Ini adalah dunia di mana keadilan tak hanya ditegakkan, tetapi dirasakan; di mana keberlanjutan bukan slogan, tapi napas kehidupan sehari-hari.
Pemimpin dan kucingnya tak lagi berlari memburu kejahatan karena akar premanisme dan korupsi telah tercabut oleh cinta, ketegasan, dan kehadiran yang penuh welas.

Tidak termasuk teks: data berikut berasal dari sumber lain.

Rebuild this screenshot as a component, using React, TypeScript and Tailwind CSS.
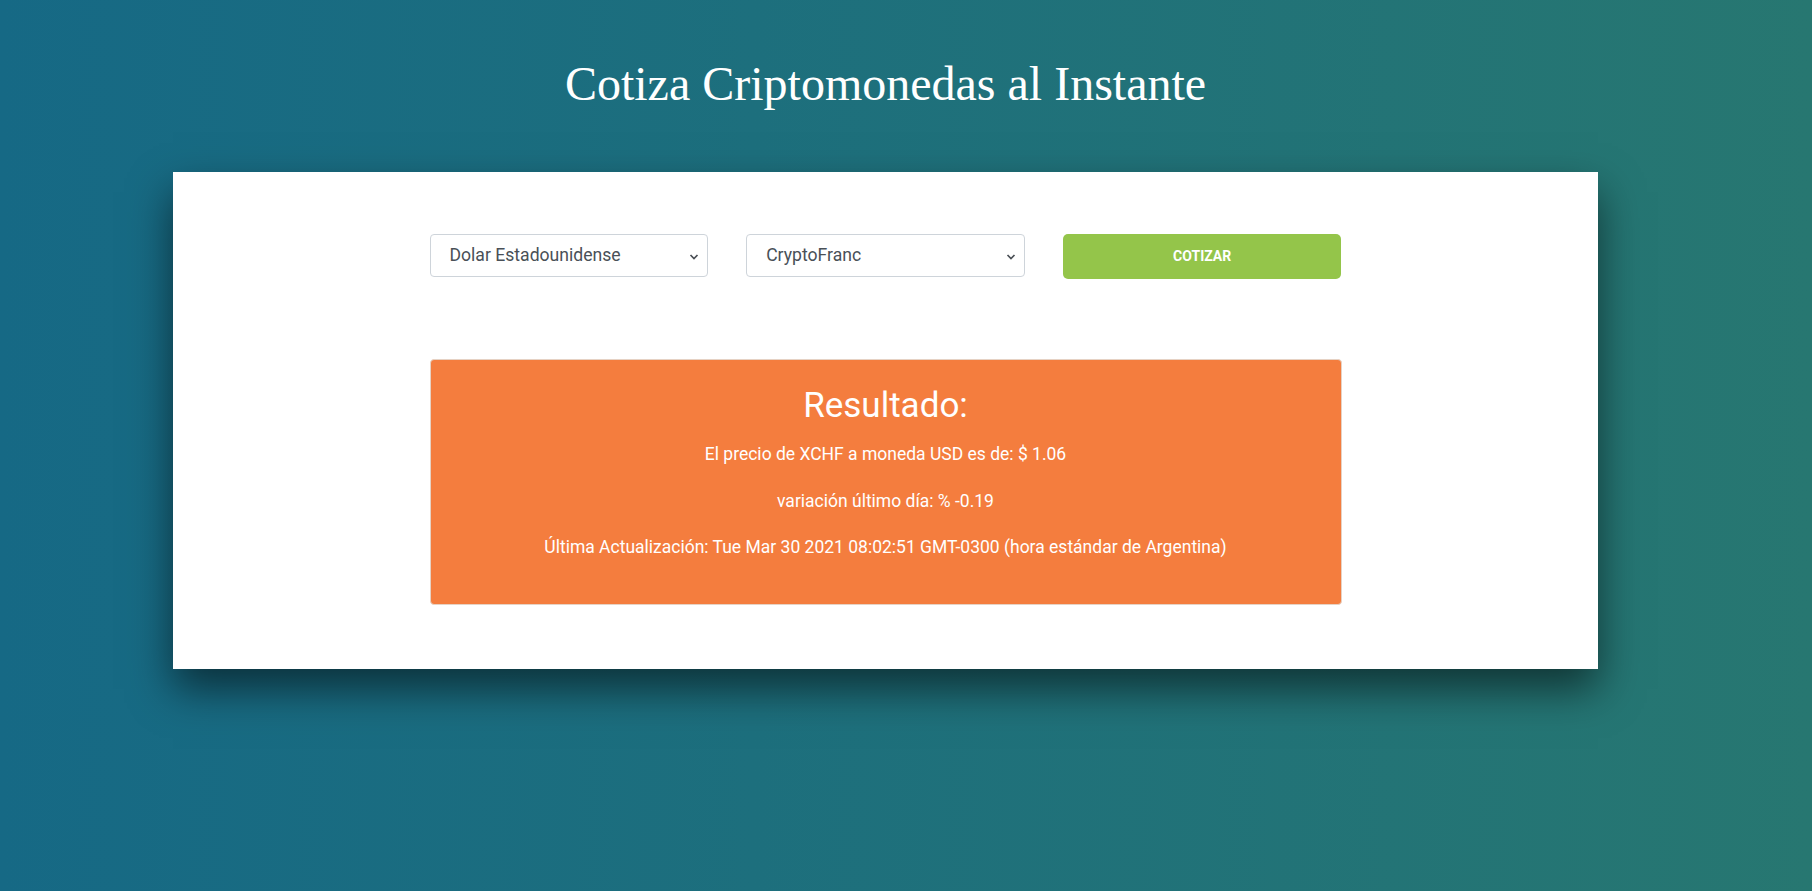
import { useState } from 'react';

const monedas = [
  { codigo: 'USD', nombre: 'Dolar Estadounidense' },
  { codigo: 'MXN', nombre: 'Peso Mexicano' },
  { codigo: 'EUR', nombre: 'Euro' },
  { codigo: 'ARS', nombre: 'Peso Argentino' },
];

const criptos = [
  { codigo: 'XCHF', nombre: 'CryptoFranc' },
  { codigo: 'BTC', nombre: 'Bitcoin' },
  { codigo: 'ETH', nombre: 'Ethereum' },
];

const Chevron = () => (
  <svg
    className="pointer-events-none absolute right-[9px] top-1/2 -translate-y-1/2"
    width="10"
    height="7"
    viewBox="0 0 10 7"
    fill="none"
  >
    <path d="M1.5 1.5l3.5 3.5 3.5-3.5" stroke="#4a4f55" strokeWidth="1.7" />
  </svg>
);

const App = () => {
  const [moneda, setMoneda] = useState('USD');
  const [cripto, setCripto] = useState('XCHF');

  return (
    <div
      className="min-h-screen w-full bg-gradient-to-r from-[#166985] to-[#277771] pt-[52px]"
      style={{ fontFamily: 'Roboto, "Liberation Sans", sans-serif' }}
    >
      <div className="ml-[173px] w-[1425px]">
        <h1
          className="text-center text-[48px] leading-[64px] text-white"
          style={{ fontFamily: '"Liberation Serif", "DejaVu Serif", serif' }}
        >
          Cotiza Criptomonedas al Instante
        </h1>

        <div className="mt-[56px] flex h-[497px] flex-col items-center bg-white pt-[62px] shadow-[0_20px_40px_rgba(0,0,0,0.55)]">
          <form className="grid w-[912px] grid-cols-3 gap-[38px]" onSubmit={(e) => e.preventDefault()}>
            <div className="relative">
              <select
                className="h-[43px] w-full appearance-none rounded border border-[#ced4da] bg-white px-[19px] text-[17.6px] text-[#495057]"
                value={moneda}
                onChange={(e) => setMoneda(e.target.value)}
              >
                {monedas.map((m) => (
                  <option key={m.codigo} value={m.codigo}>
                    {m.nombre}
                  </option>
                ))}
              </select>
              <Chevron />
            </div>
            <div className="relative">
              <select
                className="h-[43px] w-full appearance-none rounded border border-[#ced4da] bg-white px-[19px] text-[17.6px] text-[#495057]"
                value={cripto}
                onChange={(e) => setCripto(e.target.value)}
              >
                {criptos.map((c) => (
                  <option key={c.codigo} value={c.codigo}>
                    {c.nombre}
                  </option>
                ))}
              </select>
              <Chevron />
            </div>
            <button
              type="submit"
              className="h-[45px] rounded-[5px] bg-[#94c54a] text-[14px] font-bold text-white"
            >
              COTIZAR
            </button>
          </form>

          <div className="mt-[80px] flex h-[246px] w-[912px] flex-col items-center rounded border border-[#e6d2c4] bg-[#f47d3e] pt-[26px] text-white">
            <h2 className="text-[35px] leading-[40px]">Resultado:</h2>
            <p className="mt-[14px] text-[17.5px] leading-[28px]">El precio de XCHF a moneda USD es de: $ 1.06</p>
            <p className="mt-[19px] text-[17.5px] leading-[28px]">variación último día: % -0.19</p>
            <p className="mt-[18px] text-[17.5px] leading-[28px]">
              Última Actualización: Tue Mar 30 2021 08:02:51 GMT-0300 (hora estándar de Argentina)
            </p>
          </div>
        </div>
      </div>
    </div>
  );
};

export default App;
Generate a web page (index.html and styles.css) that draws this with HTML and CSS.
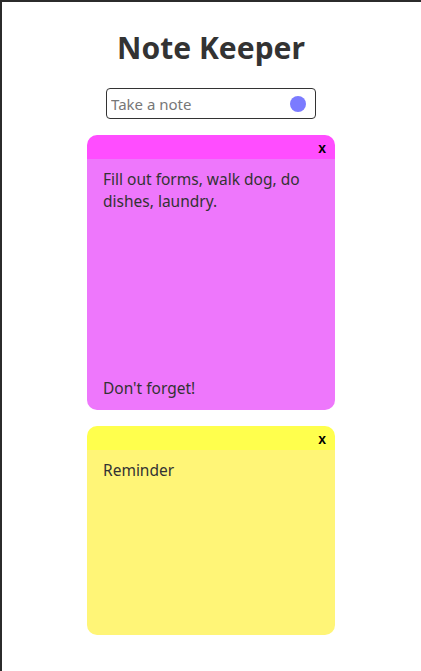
FILE: index.html
```html
<!DOCTYPE html>
<html lang="en">
<head>
<meta charset="utf-8">
<title>Note Keeper</title>
<link rel="stylesheet" href="styles.css">
</head>
<body>
<div class="frame">
  <h1 class="title">Note Keeper</h1>
  <form class="composer">
    <input class="composer-input" type="text" placeholder="Take a note">
    <span class="composer-dot"></span>
  </form>
  <div class="notes">
    <div class="note note-pink note-tall">
      <div class="note-head"><span class="note-close">x</span></div>
      <div class="note-body">
        <p class="note-text">Fill out forms, walk dog, do dishes, laundry.</p>
        <p class="note-text">Don't forget!</p>
      </div>
    </div>
    <div class="note note-yellow">
      <div class="note-head"><span class="note-close">x</span></div>
      <div class="note-body">
        <p class="note-text">Reminder</p>
      </div>
    </div>
  </div>
</div>
</body>
</html>
```

FILE: styles.css
```css
html, body {
  margin: 0;
  padding: 0;
  background: #ffffff;
}
body {
  font-family: "Noto Sans", "Open Sans", sans-serif;
  color: #333333;
}
.frame {
  box-sizing: border-box;
  min-height: 671px;
  border-top: 2px solid #2b2b2b;
  border-left: 2px solid #2b2b2b;
  padding-right: 1px;
  display: flex;
  flex-direction: column;
  align-items: center;
}
.title {
  margin: 26px 0 0;
  font-size: 30px;
  line-height: 40px;
  font-weight: 700;
  color: #333333;
}
.composer {
  margin: 20px 0 0;
  box-sizing: border-box;
  width: 210px;
  height: 31px;
  border: 1px solid #333333;
  border-radius: 4px;
  display: flex;
  align-items: center;
  padding: 0 9px 0 4px;
}
.composer-input {
  flex: 1;
  min-width: 0;
  border: none;
  outline: none;
  padding: 0;
  font-family: inherit;
  font-size: 15px;
  color: #333;
  background: transparent;
}
.composer-input::placeholder {
  color: #777777;
}
.composer-dot {
  width: 16px;
  height: 16px;
  border-radius: 50%;
  background: #7b7bff;
}
.notes {
  margin-top: 16px;
  display: flex;
  flex-direction: column;
  gap: 16px;
}
.note {
  width: 248px;
  border-radius: 10px;
  overflow: hidden;
  display: flex;
  flex-direction: column;
}
.note-tall { height: 275px; }
.note-yellow { height: 209px; }
.note-head {
  height: 24px;
  display: flex;
  justify-content: flex-end;
  align-items: center;
  padding-right: 9px;
}
.note-close {
  font-family: "Liberation Sans", Arial, sans-serif;
  font-weight: 700;
  font-size: 14px;
  color: #000;
  line-height: 1;
  margin-top: 1px;
}
.note-body {
  flex: 1;
  padding: 9px 16px 11px;
  display: flex;
  flex-direction: column;
  justify-content: space-between;
}
.note-text {
  margin: 0;
  font-size: 15.5px;
  line-height: 22px;
  color: #333333;
}
.note-pink .note-head { background: #ff4dff; }
.note-pink .note-body { background: #ee77fc; }
.note-yellow .note-head { background: #ffff4d; }
.note-yellow .note-body { background: #fff577; }
```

Di taman ini, kebahagiaan berkelanjutan bukan mimpi, tetapi bunga yang mekar dari tanah yang jujur, disiram oleh kepekaan, dan dijaga oleh tangan yang lembut namun tegas.
Natas Labar
Natas Labar, taman bersama itu, bukan sekadar ruang hijau yang dirancang indah—ia adalah ruang batin kolektif tempat rakyat dan pemimpinnya berolahhati dalam kedalaman dialog dan kepekaan.
Di sana, tak ada jarak antara kekuasaan dan kehidupan sehari-hari; pemimpin duduk bersila bersama anak-anak, mendengar cerita mereka tanpa birokrasi, hanya dengan hati yang terbuka.
Rakyat datang bukan hanya membawa tubuh, tetapi membawa harapan, membawa luka, membawa mimpi.
Di bawah pohon beringin yang rindang, mereka merawat semangat bersama, menyulam cita tentang negeri yang tak lagi memburu kekuasaan, tapi merawat kebersamaan.
Kucing kesayangan pemimpin pun ikut serta, berjalan perlahan di antara kaki anak-anak, menjadi saksi kecil bahwa cinta yang sederhana bisa menjadi akar perubahan besar.
Di Natas Labar pula otak diberdayakan tanpa kesombongan, tubuh digerakkan tanpa kekerasan—sebuah ruang tempat pendidikan, kebudayaan, dan kesehatan berpadu menjadi perayaan hidup.
Warga membaca puisi dan buku di bawah sinar matahari pagi, sementara pemimpin berolahraga bersama petani dan pelajar, menandai bahwa tubuh negara ini sehat hanya jika semua bagian turut bergerak.
Kucing itu duduk tenang di pangkuan pemimpin yang tak lagi bersembunyi di balik podium, tapi hadir sebagai manusia di antara manusia.
Di taman ini, semua makhluk ciptaan mendapat tempat: pohon didengar, air dijaga, udara dihormati.
Natas Labar menjadi simbol: bahwa kebahagiaan berkelanjutan tidak dibangun dari kekuasaan yang tinggi, melainkan dari cinta yang rendah hati, yang menyapa bumi, sesama, dan seluruh makhluk dengan kasih yang menyeluruh.